To further investigate the effect of azaborines on coordination chemistry and potentially catalysis, Liu and coworkers published a comparative study in 2017 between azaborine containing phosphines and traditional phosphine ligands. Their investigation found that 1,2-azaborine containing phosphine pictured in Figure 18 was a significantly stronger electron donor than the traditional phosphine ligands it was compared to without having a significantly different steric profile. The 1,2-azaborine containing phosphine exhibited a 2012 cm^{−1} CO stretching frequency when coordinated to an octahedral molybdenum compound. For comparison, the comparative all-carbon analog has a CO stretching frequency of 2019 cm^{−1} and triethyl phosphine, considered a very strong donor phosphine, possess a CO stretching frequency of 2016 cm^{−1}. These measurements label the 1,2-azaborine containing phosphine as a stronger donor than both all-carbon phosphines, while retaining the steric profile of a weaker traditional phosphine.
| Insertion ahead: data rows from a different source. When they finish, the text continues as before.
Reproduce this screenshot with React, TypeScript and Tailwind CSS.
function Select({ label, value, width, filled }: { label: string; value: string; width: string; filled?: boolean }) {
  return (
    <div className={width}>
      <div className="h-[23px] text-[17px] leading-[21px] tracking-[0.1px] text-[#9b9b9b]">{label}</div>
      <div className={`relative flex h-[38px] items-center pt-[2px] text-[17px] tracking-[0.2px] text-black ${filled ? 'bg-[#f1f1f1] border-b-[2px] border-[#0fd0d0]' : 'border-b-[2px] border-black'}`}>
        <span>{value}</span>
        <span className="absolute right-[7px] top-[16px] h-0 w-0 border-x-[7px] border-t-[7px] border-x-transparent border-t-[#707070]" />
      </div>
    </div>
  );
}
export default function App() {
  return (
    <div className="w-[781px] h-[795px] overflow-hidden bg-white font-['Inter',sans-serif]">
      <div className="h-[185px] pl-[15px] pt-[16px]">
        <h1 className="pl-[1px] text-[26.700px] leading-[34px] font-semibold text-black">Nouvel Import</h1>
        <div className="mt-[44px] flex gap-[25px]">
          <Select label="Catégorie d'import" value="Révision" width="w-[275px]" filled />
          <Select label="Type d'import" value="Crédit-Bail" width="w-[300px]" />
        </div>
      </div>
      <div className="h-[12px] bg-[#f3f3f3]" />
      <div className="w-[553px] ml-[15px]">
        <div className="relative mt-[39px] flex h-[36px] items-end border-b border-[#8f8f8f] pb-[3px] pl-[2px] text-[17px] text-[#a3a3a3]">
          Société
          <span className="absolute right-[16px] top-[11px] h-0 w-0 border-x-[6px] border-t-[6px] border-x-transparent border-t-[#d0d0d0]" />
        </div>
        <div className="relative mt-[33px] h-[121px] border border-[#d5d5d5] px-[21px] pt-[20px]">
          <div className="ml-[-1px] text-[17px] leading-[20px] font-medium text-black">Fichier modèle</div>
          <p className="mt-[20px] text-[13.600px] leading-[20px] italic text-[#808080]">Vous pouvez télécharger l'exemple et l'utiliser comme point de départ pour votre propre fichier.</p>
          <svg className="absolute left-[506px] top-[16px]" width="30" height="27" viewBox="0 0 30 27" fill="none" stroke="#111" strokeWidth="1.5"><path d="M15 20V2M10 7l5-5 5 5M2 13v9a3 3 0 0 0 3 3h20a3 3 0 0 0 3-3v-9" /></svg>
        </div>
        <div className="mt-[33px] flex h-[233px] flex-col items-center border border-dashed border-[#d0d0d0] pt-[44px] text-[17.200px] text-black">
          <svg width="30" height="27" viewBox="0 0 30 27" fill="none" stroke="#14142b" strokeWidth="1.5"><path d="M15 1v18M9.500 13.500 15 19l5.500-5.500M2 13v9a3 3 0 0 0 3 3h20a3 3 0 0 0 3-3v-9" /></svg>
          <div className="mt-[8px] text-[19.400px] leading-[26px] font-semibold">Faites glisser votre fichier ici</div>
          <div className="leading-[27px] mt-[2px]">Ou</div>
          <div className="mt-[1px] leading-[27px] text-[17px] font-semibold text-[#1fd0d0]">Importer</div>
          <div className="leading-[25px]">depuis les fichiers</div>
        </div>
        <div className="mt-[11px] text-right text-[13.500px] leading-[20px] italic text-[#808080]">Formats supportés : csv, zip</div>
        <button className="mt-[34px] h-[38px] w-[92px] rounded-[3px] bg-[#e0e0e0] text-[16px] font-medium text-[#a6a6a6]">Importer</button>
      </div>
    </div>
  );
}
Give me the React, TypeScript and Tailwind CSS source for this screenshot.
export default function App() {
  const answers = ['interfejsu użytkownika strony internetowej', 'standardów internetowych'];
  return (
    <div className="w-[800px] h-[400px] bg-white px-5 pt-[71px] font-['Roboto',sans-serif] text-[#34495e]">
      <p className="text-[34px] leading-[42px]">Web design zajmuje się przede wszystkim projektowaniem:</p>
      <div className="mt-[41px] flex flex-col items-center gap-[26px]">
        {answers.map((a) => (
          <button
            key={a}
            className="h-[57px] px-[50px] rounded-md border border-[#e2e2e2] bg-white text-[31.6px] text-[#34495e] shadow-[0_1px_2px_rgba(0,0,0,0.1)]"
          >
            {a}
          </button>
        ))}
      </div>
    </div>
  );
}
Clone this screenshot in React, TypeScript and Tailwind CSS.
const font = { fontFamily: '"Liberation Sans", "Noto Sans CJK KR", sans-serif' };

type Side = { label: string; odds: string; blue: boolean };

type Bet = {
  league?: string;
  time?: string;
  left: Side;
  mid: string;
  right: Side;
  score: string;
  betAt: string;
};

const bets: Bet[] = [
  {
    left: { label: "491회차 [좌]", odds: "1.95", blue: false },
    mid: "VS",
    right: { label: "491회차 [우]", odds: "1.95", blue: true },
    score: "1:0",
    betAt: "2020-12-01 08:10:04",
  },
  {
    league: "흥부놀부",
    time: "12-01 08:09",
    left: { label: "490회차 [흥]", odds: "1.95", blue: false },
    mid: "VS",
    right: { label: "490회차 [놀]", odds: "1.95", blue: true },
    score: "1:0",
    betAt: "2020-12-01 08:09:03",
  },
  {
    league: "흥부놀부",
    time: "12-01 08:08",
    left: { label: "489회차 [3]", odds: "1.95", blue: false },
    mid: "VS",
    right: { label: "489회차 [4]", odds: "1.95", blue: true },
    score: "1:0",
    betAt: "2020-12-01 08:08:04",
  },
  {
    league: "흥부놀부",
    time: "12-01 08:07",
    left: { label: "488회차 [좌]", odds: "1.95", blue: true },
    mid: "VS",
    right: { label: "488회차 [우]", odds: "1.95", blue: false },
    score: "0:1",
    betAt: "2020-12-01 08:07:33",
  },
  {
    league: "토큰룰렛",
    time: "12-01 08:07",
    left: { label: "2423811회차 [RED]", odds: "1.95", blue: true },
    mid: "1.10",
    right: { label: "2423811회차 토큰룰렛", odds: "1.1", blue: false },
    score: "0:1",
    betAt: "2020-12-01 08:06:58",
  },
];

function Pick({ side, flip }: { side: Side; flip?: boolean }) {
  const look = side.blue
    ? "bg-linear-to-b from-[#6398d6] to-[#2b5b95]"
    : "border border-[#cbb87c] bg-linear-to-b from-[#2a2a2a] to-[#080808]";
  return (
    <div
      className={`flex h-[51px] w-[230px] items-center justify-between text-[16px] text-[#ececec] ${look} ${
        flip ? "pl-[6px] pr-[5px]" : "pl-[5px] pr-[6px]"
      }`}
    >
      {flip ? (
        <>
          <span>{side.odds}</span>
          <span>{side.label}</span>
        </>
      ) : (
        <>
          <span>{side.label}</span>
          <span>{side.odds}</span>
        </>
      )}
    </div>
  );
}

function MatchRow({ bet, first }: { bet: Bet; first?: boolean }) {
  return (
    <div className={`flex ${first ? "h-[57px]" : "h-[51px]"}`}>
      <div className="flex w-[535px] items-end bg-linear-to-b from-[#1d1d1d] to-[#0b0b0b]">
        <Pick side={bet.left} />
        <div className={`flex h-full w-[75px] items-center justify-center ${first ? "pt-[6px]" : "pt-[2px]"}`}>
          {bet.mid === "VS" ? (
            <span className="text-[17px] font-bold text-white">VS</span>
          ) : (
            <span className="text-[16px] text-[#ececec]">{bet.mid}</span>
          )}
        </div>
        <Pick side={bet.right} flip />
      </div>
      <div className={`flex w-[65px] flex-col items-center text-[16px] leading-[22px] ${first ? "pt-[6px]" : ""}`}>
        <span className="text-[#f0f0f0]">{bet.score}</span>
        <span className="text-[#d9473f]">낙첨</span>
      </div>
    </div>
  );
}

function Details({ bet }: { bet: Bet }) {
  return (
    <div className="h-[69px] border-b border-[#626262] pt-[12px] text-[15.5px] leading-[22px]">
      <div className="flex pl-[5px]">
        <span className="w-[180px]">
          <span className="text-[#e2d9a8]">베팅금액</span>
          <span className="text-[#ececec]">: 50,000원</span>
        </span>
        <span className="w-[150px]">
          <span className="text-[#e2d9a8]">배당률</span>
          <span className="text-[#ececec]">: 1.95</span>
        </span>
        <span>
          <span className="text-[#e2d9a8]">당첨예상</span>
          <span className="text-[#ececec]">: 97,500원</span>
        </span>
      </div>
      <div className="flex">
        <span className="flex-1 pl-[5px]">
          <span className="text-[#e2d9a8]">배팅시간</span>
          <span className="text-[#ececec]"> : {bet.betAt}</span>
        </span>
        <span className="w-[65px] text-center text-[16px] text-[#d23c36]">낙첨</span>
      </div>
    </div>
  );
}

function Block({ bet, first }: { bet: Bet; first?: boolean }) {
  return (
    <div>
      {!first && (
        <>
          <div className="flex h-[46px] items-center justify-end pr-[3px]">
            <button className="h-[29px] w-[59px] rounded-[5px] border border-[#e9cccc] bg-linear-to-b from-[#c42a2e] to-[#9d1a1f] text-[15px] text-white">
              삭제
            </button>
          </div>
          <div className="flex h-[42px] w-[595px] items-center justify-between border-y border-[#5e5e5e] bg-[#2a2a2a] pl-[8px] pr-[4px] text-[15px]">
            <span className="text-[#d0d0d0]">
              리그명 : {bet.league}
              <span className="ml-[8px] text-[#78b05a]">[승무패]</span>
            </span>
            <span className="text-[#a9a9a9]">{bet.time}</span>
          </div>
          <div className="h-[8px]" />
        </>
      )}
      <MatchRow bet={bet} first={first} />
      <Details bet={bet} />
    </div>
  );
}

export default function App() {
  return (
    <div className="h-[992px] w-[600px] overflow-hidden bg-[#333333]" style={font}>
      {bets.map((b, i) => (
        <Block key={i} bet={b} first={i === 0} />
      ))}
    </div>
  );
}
Figure 18: 1,2-azaborine containing phosphine displaying greater electron donating capability compared to traditional phosphine ligands

The unique electronic structure and familiar steric profile of azaborines also makes them attractive candidates for biomedical applications and the development of new therapies. In 2017, Liu and coworkers completed the synthesis of a derivative of felbinac, a precursor of a known CDK2 inhibitor, containing a 1,2-azaborine replacement for the benzene ring of an active drug. They found that the 1,2-azaborine improved biological activity and oral bioavailability.